_Task statement:_ Check each line of the listing for the word "image" and give only the number of lines that have it.
↓↓↓
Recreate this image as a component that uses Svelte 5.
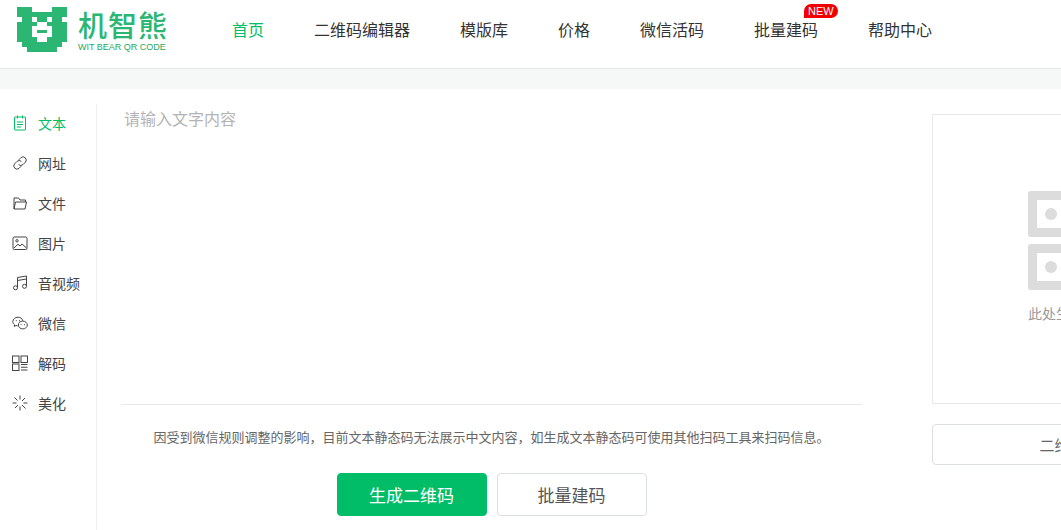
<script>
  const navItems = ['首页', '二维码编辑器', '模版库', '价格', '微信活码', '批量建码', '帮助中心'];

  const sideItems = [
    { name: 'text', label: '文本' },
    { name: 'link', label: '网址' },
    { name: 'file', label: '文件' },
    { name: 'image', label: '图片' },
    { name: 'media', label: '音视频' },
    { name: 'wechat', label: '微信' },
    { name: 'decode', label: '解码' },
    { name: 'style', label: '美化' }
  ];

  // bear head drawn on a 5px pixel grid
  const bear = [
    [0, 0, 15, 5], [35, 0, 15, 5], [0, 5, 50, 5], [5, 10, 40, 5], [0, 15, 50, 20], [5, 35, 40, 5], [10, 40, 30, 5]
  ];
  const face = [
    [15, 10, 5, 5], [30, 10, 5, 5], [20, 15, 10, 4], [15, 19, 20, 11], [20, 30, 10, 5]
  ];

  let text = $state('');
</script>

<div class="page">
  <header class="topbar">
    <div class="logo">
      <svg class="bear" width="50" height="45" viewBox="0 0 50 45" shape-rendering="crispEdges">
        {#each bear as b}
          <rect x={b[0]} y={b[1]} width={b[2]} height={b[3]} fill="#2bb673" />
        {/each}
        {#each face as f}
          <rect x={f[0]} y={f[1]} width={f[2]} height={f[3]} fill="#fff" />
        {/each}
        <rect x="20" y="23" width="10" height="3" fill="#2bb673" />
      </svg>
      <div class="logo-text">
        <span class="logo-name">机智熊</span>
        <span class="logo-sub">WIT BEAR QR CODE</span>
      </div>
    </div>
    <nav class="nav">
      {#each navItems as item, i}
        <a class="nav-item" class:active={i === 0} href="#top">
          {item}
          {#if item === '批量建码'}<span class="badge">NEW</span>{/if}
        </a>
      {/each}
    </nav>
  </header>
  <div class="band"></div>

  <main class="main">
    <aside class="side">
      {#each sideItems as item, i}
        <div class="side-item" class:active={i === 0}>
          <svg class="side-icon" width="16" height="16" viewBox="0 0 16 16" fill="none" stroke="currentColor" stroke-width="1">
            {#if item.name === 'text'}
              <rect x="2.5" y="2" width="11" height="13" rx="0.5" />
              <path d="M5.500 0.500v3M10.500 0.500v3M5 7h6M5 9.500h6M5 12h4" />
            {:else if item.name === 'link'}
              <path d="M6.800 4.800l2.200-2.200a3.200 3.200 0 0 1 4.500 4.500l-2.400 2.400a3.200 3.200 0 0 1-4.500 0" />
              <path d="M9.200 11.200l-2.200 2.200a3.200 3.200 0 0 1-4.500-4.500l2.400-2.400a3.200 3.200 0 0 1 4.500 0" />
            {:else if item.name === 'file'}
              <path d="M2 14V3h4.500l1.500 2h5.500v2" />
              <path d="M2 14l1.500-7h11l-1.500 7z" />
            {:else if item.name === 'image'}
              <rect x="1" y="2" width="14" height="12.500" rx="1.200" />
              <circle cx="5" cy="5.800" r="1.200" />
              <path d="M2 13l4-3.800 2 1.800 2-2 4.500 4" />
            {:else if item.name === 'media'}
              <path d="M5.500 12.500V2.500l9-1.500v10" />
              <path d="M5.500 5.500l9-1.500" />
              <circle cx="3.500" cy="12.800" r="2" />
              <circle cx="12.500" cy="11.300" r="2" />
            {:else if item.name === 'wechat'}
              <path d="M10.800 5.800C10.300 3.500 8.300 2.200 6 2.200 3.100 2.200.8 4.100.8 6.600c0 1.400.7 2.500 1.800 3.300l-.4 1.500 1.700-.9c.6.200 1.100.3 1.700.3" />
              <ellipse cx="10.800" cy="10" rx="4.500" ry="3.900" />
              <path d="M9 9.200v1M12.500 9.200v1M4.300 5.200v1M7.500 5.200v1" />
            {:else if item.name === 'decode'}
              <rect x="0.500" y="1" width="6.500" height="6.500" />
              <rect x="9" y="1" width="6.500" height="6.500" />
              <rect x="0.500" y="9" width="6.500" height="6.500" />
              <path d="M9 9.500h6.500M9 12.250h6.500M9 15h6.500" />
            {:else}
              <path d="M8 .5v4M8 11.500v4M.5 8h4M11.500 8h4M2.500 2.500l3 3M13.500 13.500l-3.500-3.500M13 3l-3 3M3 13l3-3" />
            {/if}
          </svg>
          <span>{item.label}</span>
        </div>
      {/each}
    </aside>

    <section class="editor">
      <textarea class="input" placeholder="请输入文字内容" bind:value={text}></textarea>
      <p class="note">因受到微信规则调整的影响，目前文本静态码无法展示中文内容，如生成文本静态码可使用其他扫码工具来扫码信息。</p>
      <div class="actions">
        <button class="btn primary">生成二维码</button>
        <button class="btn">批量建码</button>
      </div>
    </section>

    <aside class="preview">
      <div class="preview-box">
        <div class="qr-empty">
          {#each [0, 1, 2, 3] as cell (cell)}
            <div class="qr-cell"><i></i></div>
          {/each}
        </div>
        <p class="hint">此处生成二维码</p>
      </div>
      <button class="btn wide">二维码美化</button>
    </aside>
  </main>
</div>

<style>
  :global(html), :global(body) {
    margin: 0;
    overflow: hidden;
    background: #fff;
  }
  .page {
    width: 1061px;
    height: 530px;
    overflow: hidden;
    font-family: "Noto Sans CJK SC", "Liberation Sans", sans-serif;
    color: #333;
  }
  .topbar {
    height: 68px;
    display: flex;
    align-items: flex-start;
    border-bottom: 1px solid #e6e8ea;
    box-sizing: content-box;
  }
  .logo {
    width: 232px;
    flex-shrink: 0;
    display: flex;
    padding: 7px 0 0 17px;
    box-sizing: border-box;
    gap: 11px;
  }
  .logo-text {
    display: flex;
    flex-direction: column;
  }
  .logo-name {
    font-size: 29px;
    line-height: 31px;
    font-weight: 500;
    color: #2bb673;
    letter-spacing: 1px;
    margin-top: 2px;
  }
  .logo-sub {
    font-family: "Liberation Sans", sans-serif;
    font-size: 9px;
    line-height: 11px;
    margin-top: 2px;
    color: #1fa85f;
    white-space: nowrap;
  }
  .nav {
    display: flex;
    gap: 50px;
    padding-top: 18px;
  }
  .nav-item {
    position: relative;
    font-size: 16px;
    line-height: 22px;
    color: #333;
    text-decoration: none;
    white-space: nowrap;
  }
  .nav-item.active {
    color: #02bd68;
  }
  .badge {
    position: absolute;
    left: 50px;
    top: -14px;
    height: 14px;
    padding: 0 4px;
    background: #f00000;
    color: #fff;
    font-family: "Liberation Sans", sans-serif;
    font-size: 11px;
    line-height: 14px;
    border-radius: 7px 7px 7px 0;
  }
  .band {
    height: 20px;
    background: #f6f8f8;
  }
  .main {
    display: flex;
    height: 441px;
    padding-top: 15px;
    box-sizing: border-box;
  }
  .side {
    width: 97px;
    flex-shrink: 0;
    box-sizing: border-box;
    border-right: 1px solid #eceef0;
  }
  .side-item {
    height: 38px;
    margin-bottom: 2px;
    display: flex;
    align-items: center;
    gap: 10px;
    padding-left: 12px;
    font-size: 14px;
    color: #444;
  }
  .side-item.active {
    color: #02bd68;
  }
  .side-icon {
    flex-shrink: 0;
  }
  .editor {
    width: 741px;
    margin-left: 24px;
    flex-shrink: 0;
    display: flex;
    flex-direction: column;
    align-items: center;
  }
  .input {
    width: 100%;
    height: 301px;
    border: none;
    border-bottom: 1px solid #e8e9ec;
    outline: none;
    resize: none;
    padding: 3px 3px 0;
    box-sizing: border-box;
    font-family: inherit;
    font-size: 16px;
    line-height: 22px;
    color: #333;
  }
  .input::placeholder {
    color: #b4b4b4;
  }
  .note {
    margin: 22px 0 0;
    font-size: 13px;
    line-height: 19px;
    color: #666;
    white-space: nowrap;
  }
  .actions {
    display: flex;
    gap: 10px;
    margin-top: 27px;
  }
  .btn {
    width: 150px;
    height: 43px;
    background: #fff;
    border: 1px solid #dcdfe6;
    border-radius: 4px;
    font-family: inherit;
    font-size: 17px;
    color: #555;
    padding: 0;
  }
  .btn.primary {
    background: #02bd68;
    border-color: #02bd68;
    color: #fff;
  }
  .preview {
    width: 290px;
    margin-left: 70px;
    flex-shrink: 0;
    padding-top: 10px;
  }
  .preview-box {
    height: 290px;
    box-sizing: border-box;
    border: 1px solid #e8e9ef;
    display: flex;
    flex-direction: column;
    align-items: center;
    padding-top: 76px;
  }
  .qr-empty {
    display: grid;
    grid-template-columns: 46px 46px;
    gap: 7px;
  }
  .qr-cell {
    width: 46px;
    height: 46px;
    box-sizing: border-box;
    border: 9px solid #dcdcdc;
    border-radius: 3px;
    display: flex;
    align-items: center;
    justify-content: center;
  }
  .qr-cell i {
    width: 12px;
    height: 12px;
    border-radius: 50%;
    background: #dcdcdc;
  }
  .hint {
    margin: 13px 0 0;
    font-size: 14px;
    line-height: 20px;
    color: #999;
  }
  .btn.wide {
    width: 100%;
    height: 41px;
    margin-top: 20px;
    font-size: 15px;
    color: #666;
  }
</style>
↑↑↑
_Written response:_ 3